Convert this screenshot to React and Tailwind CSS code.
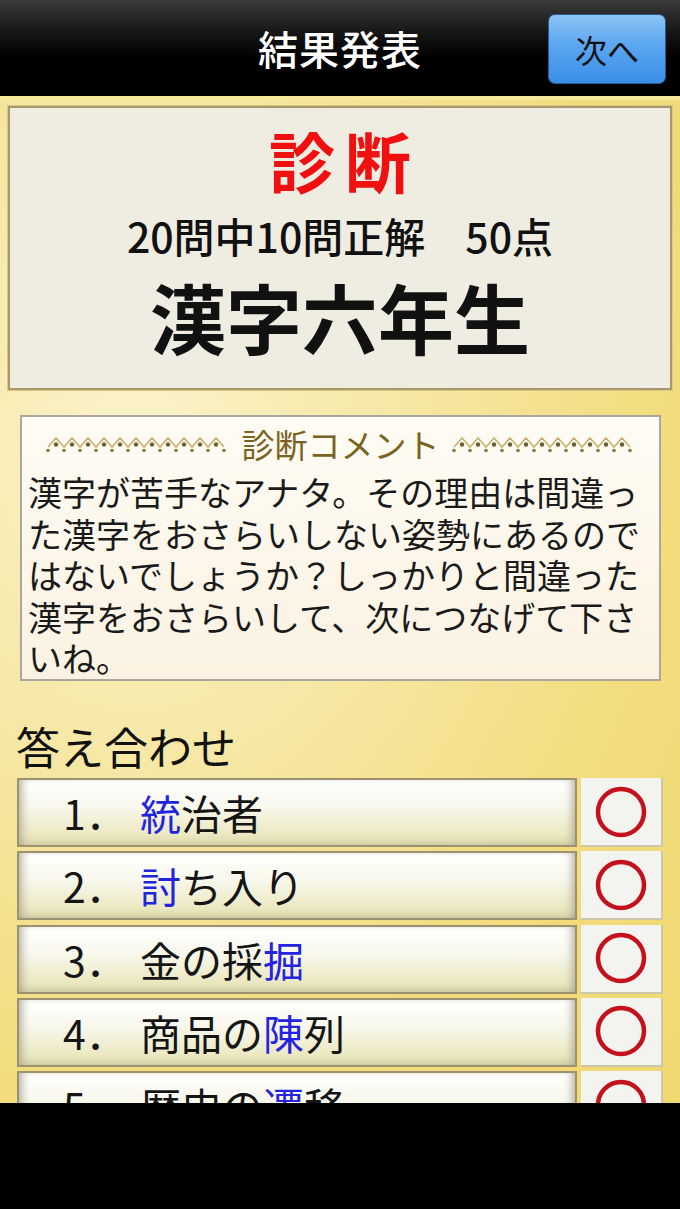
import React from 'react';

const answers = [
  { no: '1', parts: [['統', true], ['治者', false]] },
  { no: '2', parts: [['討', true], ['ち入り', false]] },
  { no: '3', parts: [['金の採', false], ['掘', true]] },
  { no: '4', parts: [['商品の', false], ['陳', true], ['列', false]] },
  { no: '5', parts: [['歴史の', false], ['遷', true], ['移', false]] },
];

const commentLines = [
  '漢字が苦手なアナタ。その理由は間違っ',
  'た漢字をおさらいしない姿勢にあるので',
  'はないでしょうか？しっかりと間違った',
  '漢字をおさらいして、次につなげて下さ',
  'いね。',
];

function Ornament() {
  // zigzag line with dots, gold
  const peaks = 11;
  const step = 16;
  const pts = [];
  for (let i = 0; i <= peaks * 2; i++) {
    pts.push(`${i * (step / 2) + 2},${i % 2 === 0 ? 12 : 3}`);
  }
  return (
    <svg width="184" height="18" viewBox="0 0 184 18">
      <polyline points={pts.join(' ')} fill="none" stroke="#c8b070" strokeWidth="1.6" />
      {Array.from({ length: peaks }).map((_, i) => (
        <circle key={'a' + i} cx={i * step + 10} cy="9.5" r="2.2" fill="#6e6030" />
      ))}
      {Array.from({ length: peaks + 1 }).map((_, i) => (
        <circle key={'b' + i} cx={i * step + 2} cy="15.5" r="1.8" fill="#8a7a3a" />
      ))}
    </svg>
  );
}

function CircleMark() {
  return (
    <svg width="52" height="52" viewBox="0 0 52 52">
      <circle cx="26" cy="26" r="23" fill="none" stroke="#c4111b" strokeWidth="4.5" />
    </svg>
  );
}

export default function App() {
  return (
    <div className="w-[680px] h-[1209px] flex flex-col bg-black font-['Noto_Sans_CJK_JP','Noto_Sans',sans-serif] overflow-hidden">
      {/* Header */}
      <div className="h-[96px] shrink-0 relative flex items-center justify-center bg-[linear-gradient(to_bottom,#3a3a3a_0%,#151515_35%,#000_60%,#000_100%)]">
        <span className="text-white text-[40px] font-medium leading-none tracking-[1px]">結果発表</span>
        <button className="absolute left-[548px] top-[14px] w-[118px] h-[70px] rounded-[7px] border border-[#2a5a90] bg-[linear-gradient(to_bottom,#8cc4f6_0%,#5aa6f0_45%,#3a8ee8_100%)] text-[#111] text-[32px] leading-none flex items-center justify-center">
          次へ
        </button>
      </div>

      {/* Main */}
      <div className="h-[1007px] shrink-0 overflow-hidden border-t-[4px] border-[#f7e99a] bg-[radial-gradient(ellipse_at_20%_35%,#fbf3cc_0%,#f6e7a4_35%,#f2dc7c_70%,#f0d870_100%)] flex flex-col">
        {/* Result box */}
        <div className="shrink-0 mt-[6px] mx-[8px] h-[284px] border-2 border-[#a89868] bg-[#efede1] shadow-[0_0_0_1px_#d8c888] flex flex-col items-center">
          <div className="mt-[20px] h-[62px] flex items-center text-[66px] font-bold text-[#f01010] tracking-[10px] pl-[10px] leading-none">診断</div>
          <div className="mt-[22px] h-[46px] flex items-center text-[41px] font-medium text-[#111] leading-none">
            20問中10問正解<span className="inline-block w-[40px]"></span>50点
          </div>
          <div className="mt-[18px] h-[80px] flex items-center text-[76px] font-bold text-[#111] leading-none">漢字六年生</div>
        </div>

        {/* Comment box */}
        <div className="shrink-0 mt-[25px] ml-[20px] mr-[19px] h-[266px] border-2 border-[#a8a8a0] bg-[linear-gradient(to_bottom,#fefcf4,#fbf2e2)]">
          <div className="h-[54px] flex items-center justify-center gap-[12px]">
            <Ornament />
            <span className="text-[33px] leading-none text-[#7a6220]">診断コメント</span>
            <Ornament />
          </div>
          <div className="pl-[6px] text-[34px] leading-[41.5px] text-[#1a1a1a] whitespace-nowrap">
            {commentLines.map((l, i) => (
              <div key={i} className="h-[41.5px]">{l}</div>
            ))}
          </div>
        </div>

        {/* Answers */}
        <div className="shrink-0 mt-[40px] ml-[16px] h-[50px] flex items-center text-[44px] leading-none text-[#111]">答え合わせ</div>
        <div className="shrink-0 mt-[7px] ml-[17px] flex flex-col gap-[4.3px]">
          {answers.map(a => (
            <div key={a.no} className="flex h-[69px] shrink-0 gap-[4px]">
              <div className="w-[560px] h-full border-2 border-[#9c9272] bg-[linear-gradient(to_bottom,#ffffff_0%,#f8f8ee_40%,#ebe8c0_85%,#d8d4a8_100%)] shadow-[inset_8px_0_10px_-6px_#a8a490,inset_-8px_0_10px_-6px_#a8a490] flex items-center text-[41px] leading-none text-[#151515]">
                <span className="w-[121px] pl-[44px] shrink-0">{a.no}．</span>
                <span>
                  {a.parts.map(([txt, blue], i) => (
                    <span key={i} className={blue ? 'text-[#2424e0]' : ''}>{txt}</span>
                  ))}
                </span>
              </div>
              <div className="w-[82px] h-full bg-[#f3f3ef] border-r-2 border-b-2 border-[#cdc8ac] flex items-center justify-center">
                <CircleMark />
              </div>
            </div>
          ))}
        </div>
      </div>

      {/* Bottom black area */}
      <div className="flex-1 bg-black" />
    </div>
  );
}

※ ※ ※

* **DIRECTIONS**: Say how many lines hold the word "React", giving the number and nothing else.

* **FULL SOLUTION**: 2